Count every line that has "TypeScript" in it and give the total, nothing more.

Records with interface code
═══

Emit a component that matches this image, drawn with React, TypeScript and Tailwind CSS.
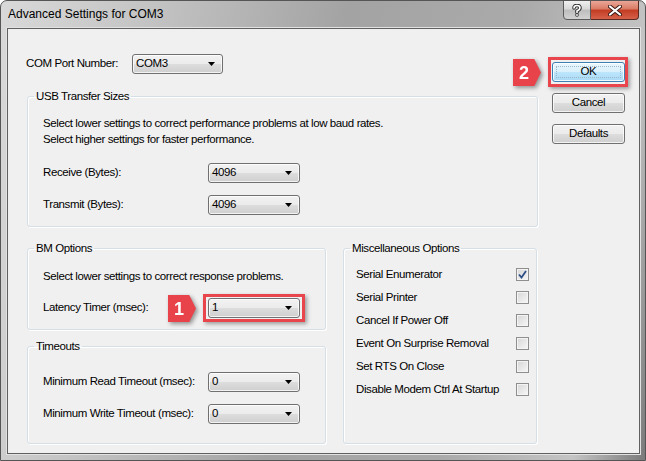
import React from 'react';

// dialog text: narrow sans at a classic 8pt size
const dlg = "font-['Liberation_Sans',Arial,sans-serif] text-[11.5px] tracking-[-0.4px] text-black";

function Arrow() {
  return (
    <svg width="7" height="4" viewBox="0 0 7 4">
      <polygon points="0,0 7,0 3.5,4" fill="#000" />
    </svg>
  );
}

function Combo({ value, width }: { value: string; width: string }) {
  return (
    <div
      className={`flex h-[20px] ${width} items-center justify-between rounded-[3px] border border-[#707070] bg-[linear-gradient(#f2f2f2_0%,#ebebeb_50%,#dddddd_50%,#cfcfcf_100%)] pl-[3px] pr-[7px] shadow-[inset_0_0_0_1px_rgba(255,255,255,0.75)]`}
    >
      <span>{value}</span>
      <Arrow />
    </div>
  );
}

function Button({ label }: { label: string }) {
  return (
    <div className="flex h-[20px] w-[73px] items-center justify-center rounded-[3px] border border-[#707070] bg-[linear-gradient(#f2f2f2_0%,#ebebeb_50%,#dddddd_50%,#cfcfcf_100%)] shadow-[inset_0_0_0_1px_rgba(255,255,255,0.75)]">
      {label}
    </div>
  );
}

// group box: legend sits on the top border, body gets its own padding
function Group({
  title,
  className,
  body,
  children,
}: {
  title: string;
  className: string;
  body: string;
  children: React.ReactNode;
}) {
  return (
    <fieldset className={`rounded-[3px] border border-[#d5dfe5] shadow-[inset_1px_1px_0_#fff,1px_1px_0_#fff] ${className}`}>
      <legend className="ml-[6px] px-[2px] leading-[14px]">{title}</legend>
      <div className={body}>{children}</div>
    </fieldset>
  );
}

// red numbered step marker pointing right
function Badge({ n, className }: { n: string; className: string }) {
  return (
    <div className={`absolute h-[27px] w-[28px] [filter:drop-shadow(2px_2px_2px_rgba(0,0,0,0.4))] ${className}`}>
      <div className="flex h-full w-full items-center pl-[6px] bg-[#e8424a] [clip-path:polygon(0_0,76%_0,100%_50%,76%_100%,0_100%)]">
        <span className="font-['Liberation_Sans',Arial,sans-serif] text-[18px] font-bold leading-none tracking-normal text-white">{n}</span>
      </div>
    </div>
  );
}

function Check({ checked }: { checked?: boolean }) {
  return (
    <div className="flex h-[13px] w-[13px] items-center justify-center border border-[#8f8f8f] bg-[linear-gradient(135deg,#d6d6d6,#f7f7f7)] shadow-[inset_0_0_0_1px_#f4f4f4]">
      {checked && (
        <svg width="9" height="9" viewBox="0 0 9 9">
          <path d="M1 4.5 L3.5 7.5 L8 1" stroke="#2d4f86" strokeWidth="1.8" fill="none" />
        </svg>
      )}
    </div>
  );
}

const misc = [
  { label: 'Serial Enumerator', checked: true },
  { label: 'Serial Printer' },
  { label: 'Cancel If Power Off' },
  { label: 'Event On Surprise Removal' },
  { label: 'Set RTS On Close' },
  { label: 'Disable Modem Ctrl At Startup' },
];

export default function App() {
  return (
    <div className="h-[461px] w-[646px] bg-white">
      <div className="flex h-[461px] w-[646px] flex-col overflow-hidden rounded-t-[7px] border border-[#555] bg-[linear-gradient(100deg,#d9d9d9_0%,#c2c2c2_22%,#a3a3a3_48%,#aaaaaa_72%,#c4c4c4_90%,#7a7a7a_100%)]">
        {/* title bar */}
        <div className="flex h-[27px] shrink-0 items-start">
          <div className="pl-[7px] pt-[6px] font-['Liberation_Sans',Arial,sans-serif] text-[12px] leading-[15px] text-black">
            Advanced Settings for COM3
          </div>
          <div className="ml-auto mr-[6px] flex -mt-px">
            <div className="flex h-[20px] w-[28px] items-center justify-center rounded-bl-[4px] border border-[#5a5a5a] bg-[linear-gradient(#f0f0f0_0%,#d8d8d8_45%,#bdbdbd_50%,#d2d2d2_100%)]">
              <svg width="10" height="13" viewBox="0 0 10 13">
                <path d="M2 4 Q2 1.5 5 1.5 Q8 1.5 8 4 Q8 5.5 5 7 L5 8.5" stroke="#333" strokeWidth="3.6" fill="none" strokeLinecap="round" />
                <circle cx="5" cy="11" r="1.8" fill="#333" />
                <path d="M2 4 Q2 1.5 5 1.5 Q8 1.5 8 4 Q8 5.5 5 7 L5 8.5" stroke="#fff" strokeWidth="1.6" fill="none" strokeLinecap="round" />
                <circle cx="5" cy="11" r="0.9" fill="#fff" />
              </svg>
            </div>
            <div className="flex h-[20px] w-[48px] items-center justify-center rounded-br-[4px] border border-l-0 border-[#5a2a22] bg-[linear-gradient(#eaa698_0%,#d97a64_45%,#c23c22_50%,#d6604a_100%)]">
              <svg width="14" height="11" viewBox="0 0 14 11">
                <path d="M2 1.5 L12 9.5 M12 1.5 L2 9.5" stroke="#3a1a14" strokeWidth="4" strokeLinecap="round" />
                <path d="M2 1.5 L12 9.5 M12 1.5 L2 9.5" stroke="#fff" strokeWidth="2.2" strokeLinecap="round" />
              </svg>
            </div>
          </div>
        </div>

        {/* client area */}
        <div className={`ml-[6px] flex h-[426px] w-[633px] flex-col border border-[#606060] bg-[#f0f0f0] pl-[18px] shadow-[0_0_0_1px_#e2e2e2] ${dlg}`}>
          <div className="flex">
            <div className="flex w-[512px] flex-col pt-[25px]">
              <div className="flex h-[20px] items-center">
                <span className="w-[106px]">COM Port Number:</span>
                <Combo value="COM3" width="w-[91px]" />
              </div>
              <Group title="USB Transfer Sizes" className="ml-[1px] mt-[15px] w-[511px]" body="pb-[11px] pl-[15px]">
                <p className="mt-[12px] leading-[16px]">
                  Select lower settings to correct performance problems at low baud rates.
                </p>
                <p className="leading-[16px]">Select higher settings for faster performance.</p>
                <div className="mt-[16px] flex items-center">
                  <span className="w-[165px]">Receive (Bytes):</span>
                  <Combo value="4096" width="w-[92px]" />
                </div>
                <div className="mt-[12px] flex items-center">
                  <span className="w-[165px]">Transmit (Bytes):</span>
                  <Combo value="4096" width="w-[92px]" />
                </div>
              </Group>
            </div>

            <div className="ml-[14px] flex w-[73px] flex-col pt-[33px]">
              <div className="relative">
                <div className="relative flex h-[20px] w-[73px] items-center justify-center rounded-[3px] border border-[#3c7fb1] bg-[linear-gradient(#eaf6fd_0%,#d9f0fc_50%,#bee6fd_50%,#a7d9f5_100%)] shadow-[inset_0_0_0_1px_rgba(255,255,255,0.8)]">
                  <div className="absolute inset-[3px] border border-dotted border-[#9cb8c9]" />
                  <span className="relative">OK</span>
                </div>
                <div className="absolute -bottom-[5px] -left-[4px] -right-[3px] -top-[5px] border-[3px] border-[#e8454c] shadow-[2px_2px_4px_rgba(0,0,0,0.35)]" />
                <Badge n="2" className="-left-[39px] -top-[3px]" />
              </div>
              <div className="mt-[11px]">
                <Button label="Cancel" />
              </div>
              <div className="mt-[11px]">
                <Button label="Defaults" />
              </div>
            </div>
          </div>

          <div className="ml-[1px] mt-[14px] flex items-stretch">
            <div className="flex w-[299px] flex-col">
              <Group title="BM Options" className="" body="pb-[11px] pl-[15px]">
                <p className="mt-[13px] leading-[16px]">Select lower settings to correct response problems.</p>
                <div className="mt-[14px] flex items-center">
                  <span className="w-[165px]">Latency Timer (msec):</span>
                  <div className="relative">
                    <Combo value="1" width="w-[92px]" />
                    <div className="absolute -bottom-[4px] -left-[5px] -right-[5px] -top-[4px] border-[3px] border-[#e8454c] shadow-[2px_2px_4px_rgba(0,0,0,0.35)]" />
                    <Badge n="1" className="-left-[40px] -top-[3px]" />
                  </div>
                </div>
              </Group>

              <Group title="Timeouts" className="mt-[9px] flex-1" body="pb-[19px] pl-[15px]">
                <div className="mt-[19px] flex items-center">
                  <span className="w-[165px]">Minimum Read Timeout (msec):</span>
                  <Combo value="0" width="w-[92px]" />
                </div>
                <div className="mt-[12px] flex items-center">
                  <span className="w-[165px]">Minimum Write Timeout (msec):</span>
                  <Combo value="0" width="w-[92px]" />
                </div>
              </Group>
            </div>

            <Group title="Miscellaneous Options" className="ml-[17px] w-[194px]" body="flex flex-col pl-[12px] pr-[7px] pt-[8px]">
              {misc.map((m) => (
                <div key={m.label} className="flex h-[23px] items-center justify-between">
                  <span>{m.label}</span>
                  <Check checked={m.checked} />
                </div>
              ))}
            </Group>
          </div>
        </div>
      </div>
    </div>
  );
}
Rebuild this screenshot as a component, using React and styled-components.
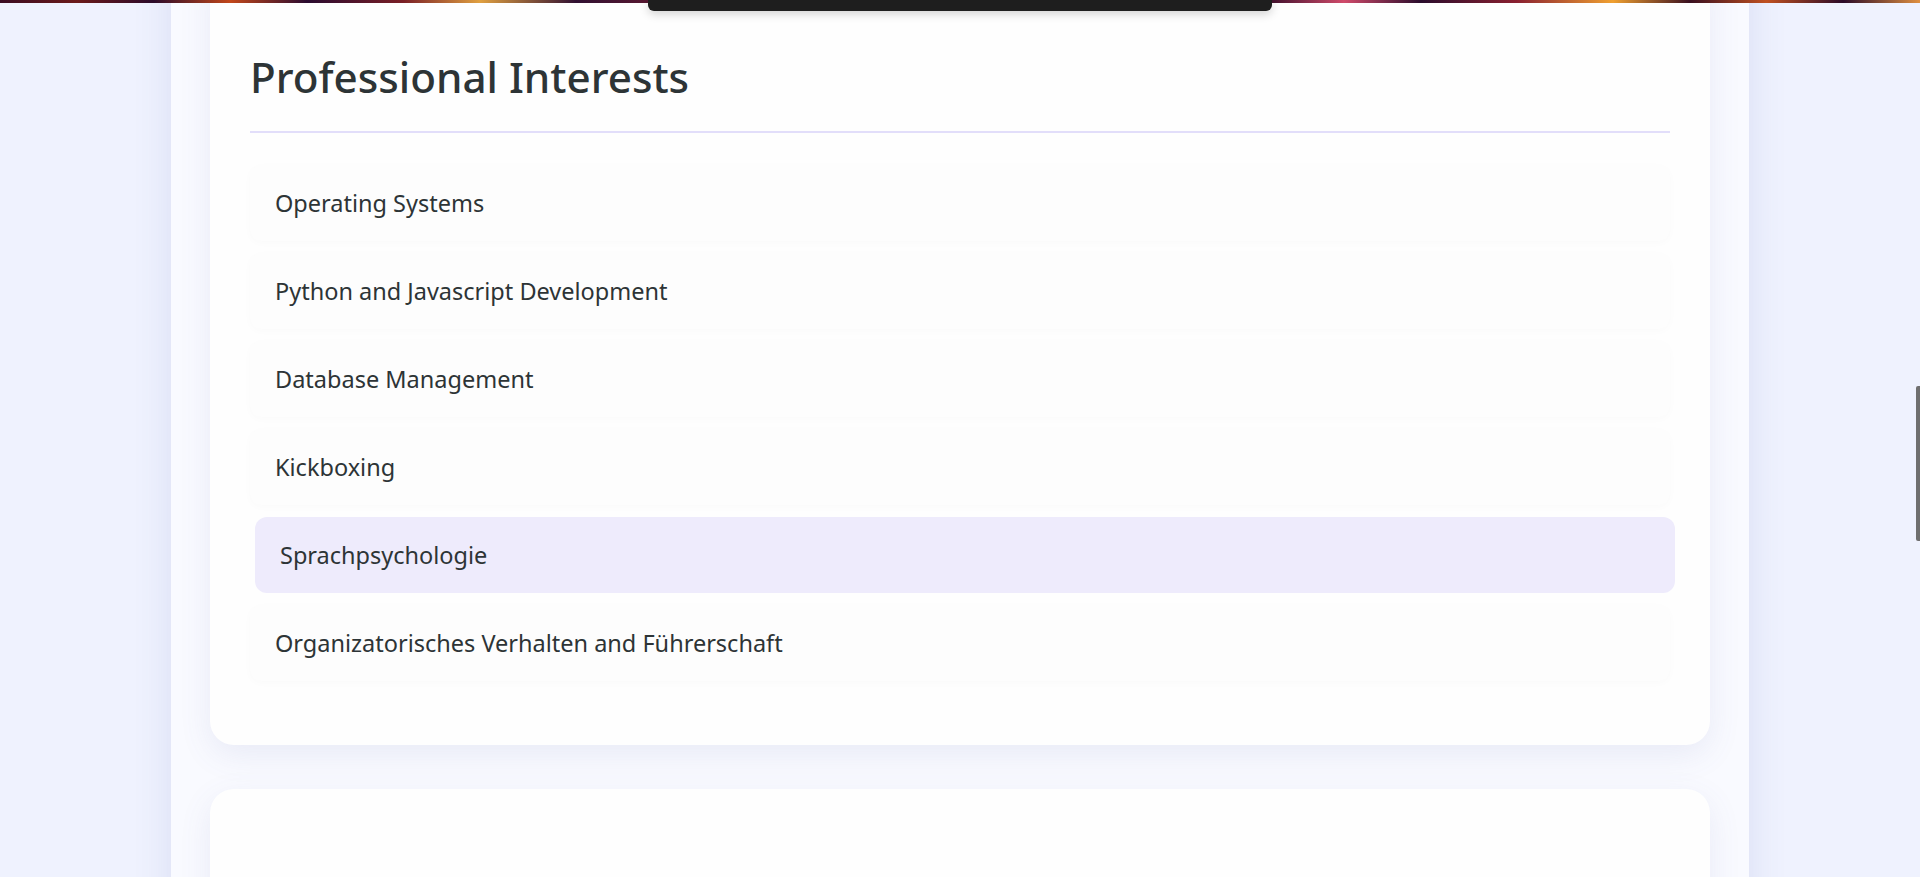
import React from "react";
import styled, { createGlobalStyle } from "styled-components";

const Global = createGlobalStyle`
  html, body {
    margin: 0;
    padding: 0;
    overflow: hidden;
    background: #eff2fe;
    font-family: "Noto Sans", "Open Sans", sans-serif;
    color: #2d3436;
  }
  * { box-sizing: border-box; }
`;

const TopStrip = styled.div`
  position: fixed;
  top: 0;
  left: 0;
  right: 0;
  height: 3px;
  z-index: 20;
  background: linear-gradient(
    90deg,
    #3a0c22 0%, #6b1a1a 4%, #2b0a2a 8%, #c2471a 12%, #2a0b30 16%,
    #7a1f26 21%, #e0a040 25%, #301032 30%, #5a1830 34%, #b83020 38%,
    #1e0a26 44%, #4a1430 52%, #9a2a30 58%, #e83a5a 62%, #3a0e2a 66%,
    #d04a6a 70%, #2a0c2c 74%, #8a2030 79%, #f0a030 84%, #3a1020 88%,
    #c05020 92%, #2a0a28 96%, #e09040 100%
  );
`;

const NavTab = styled.div`
  position: fixed;
  top: 0;
  left: 648px;
  width: 624px;
  height: 11px;
  z-index: 30;
  background: #1e1e1e;
  border-radius: 0 0 6px 6px;
  box-shadow: 0 3px 10px rgba(0, 0, 0, 0.18);
`;

const ScrollThumb = styled.div`
  position: fixed;
  top: 386px;
  right: 0;
  width: 4px;
  height: 155px;
  z-index: 30;
  background: #6f6f6f;
  border-radius: 2px 0 0 2px;
`;

const Main = styled.main`
  width: 1578px;
  margin: -40px auto 0;
  min-height: 1200px;
  padding: 0 39px;
  background: #f9faff;
  box-shadow: 0 0 36px rgba(70, 85, 170, 0.13);
  display: flex;
  flex-direction: column;
  gap: 44px;
`;

const Card = styled.section`
  background: #fefefe;
  border-radius: 24px;
  padding: 40px 40px 64px;
  box-shadow: 0 10px 32px rgba(90, 100, 170, 0.1);
  min-height: ${(p) => (p.$empty ? "400px" : "auto")};
`;

const Heading = styled.h2`
  margin: 52px 0 32px;
  padding-bottom: 28px;
  border-bottom: 2px solid #e2defa;
  font-size: 42.2px;
  line-height: 1.2;
  font-weight: 500;
  color: #2d3436;
`;

const List = styled.ul`
  list-style: none;
  margin: 0;
  padding: 0;
  display: flex;
  flex-direction: column;
  gap: 12px;
`;

const Item = styled.li`
  height: 76px;
  display: flex;
  align-items: center;
  padding: 0 25px;
  border-radius: 12px;
  font-size: 23.5px;
  color: #2d3436;
  background: ${(p) => (p.$active ? "#eeebfc" : "#fdfdfd")};
  box-shadow: ${(p) =>
    p.$active ? "none" : "0 2px 8px rgba(0, 0, 0, 0.02)"};
  transform: ${(p) => (p.$active ? "translateX(5px)" : "none")};
`;

const interests = [
  "Operating Systems",
  "Python and Javascript Development",
  "Database Management",
  "Kickboxing",
  "Sprachpsychologie",
  "Organizatorisches Verhalten and Führerschaft",
];

export default function App() {
  return (
    <>
      <Global />
      <TopStrip />
      <NavTab />
      <ScrollThumb />
      <Main>
        <Card>
          <Heading>Professional Interests</Heading>
          <List>
            {interests.map((t) => (
              <Item key={t} $active={t === "Sprachpsychologie"}>
                {t}
              </Item>
            ))}
          </List>
        </Card>
        <Card $empty />
      </Main>
    </>
  );
}
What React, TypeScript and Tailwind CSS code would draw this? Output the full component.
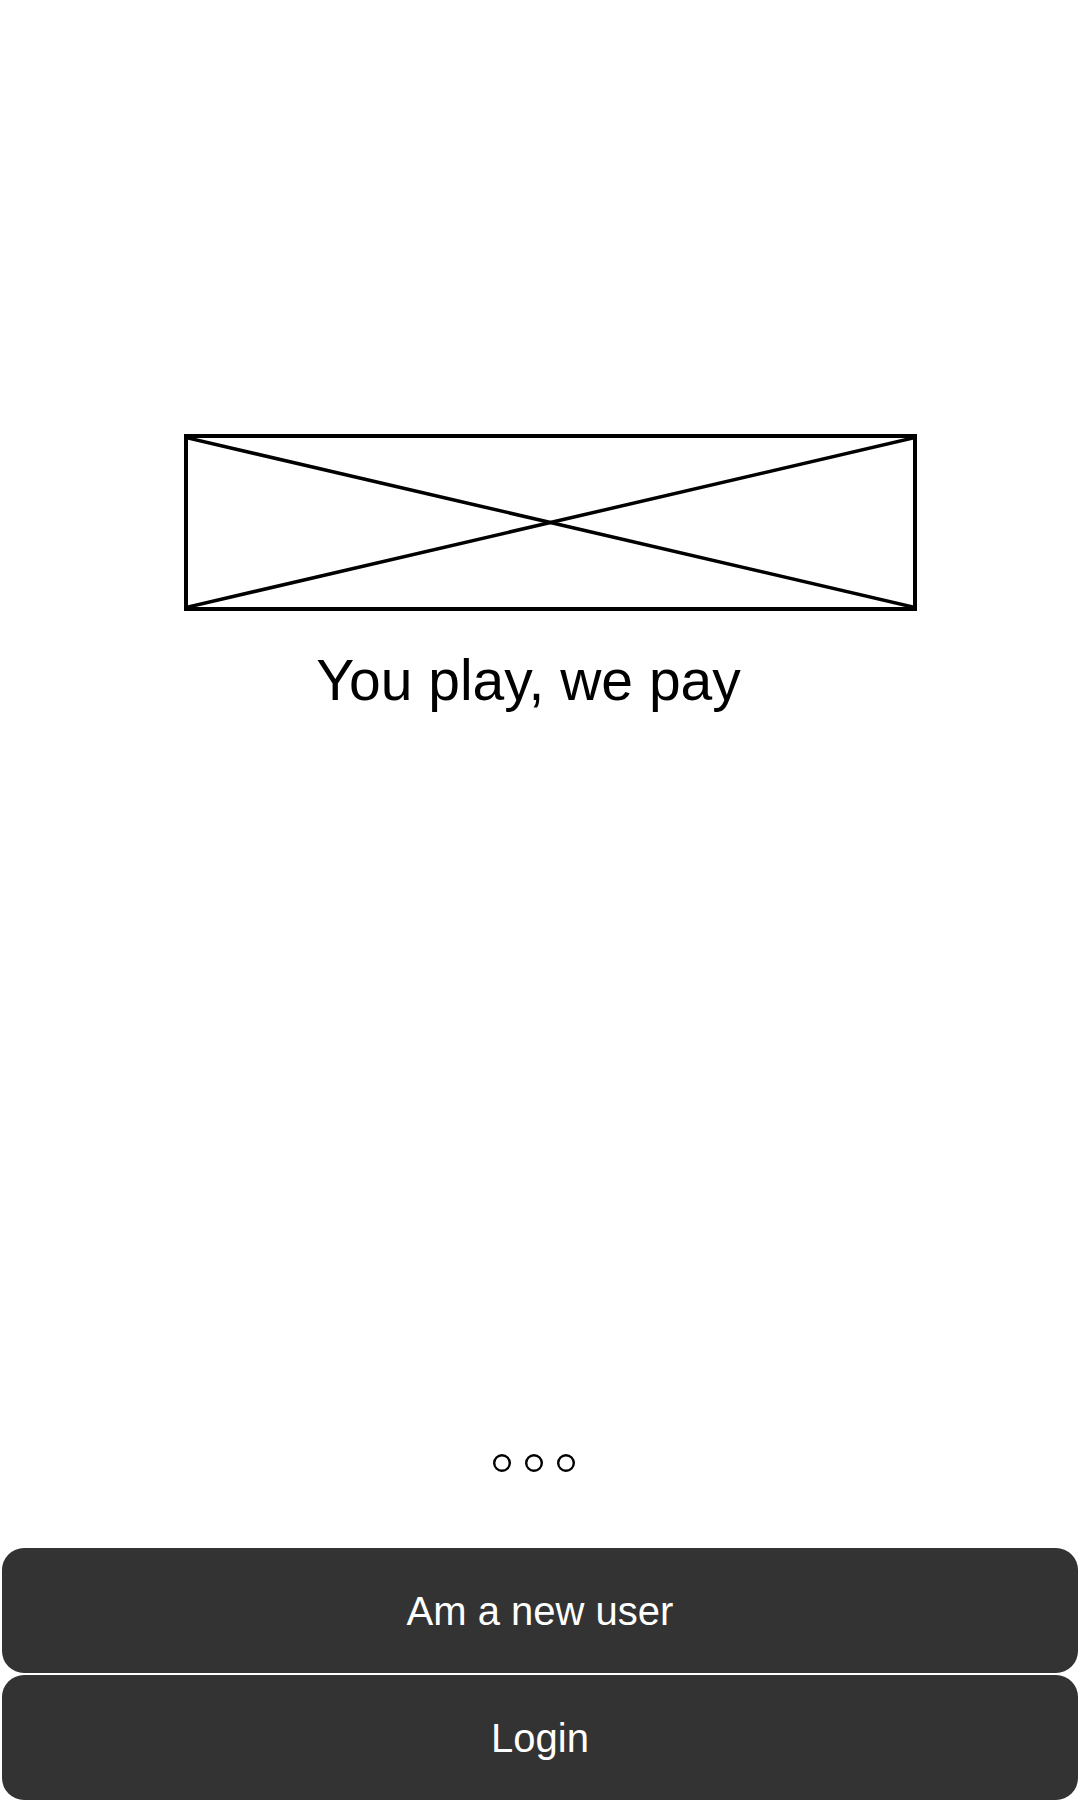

═══

ANSWER TO THE EXERCISE - 2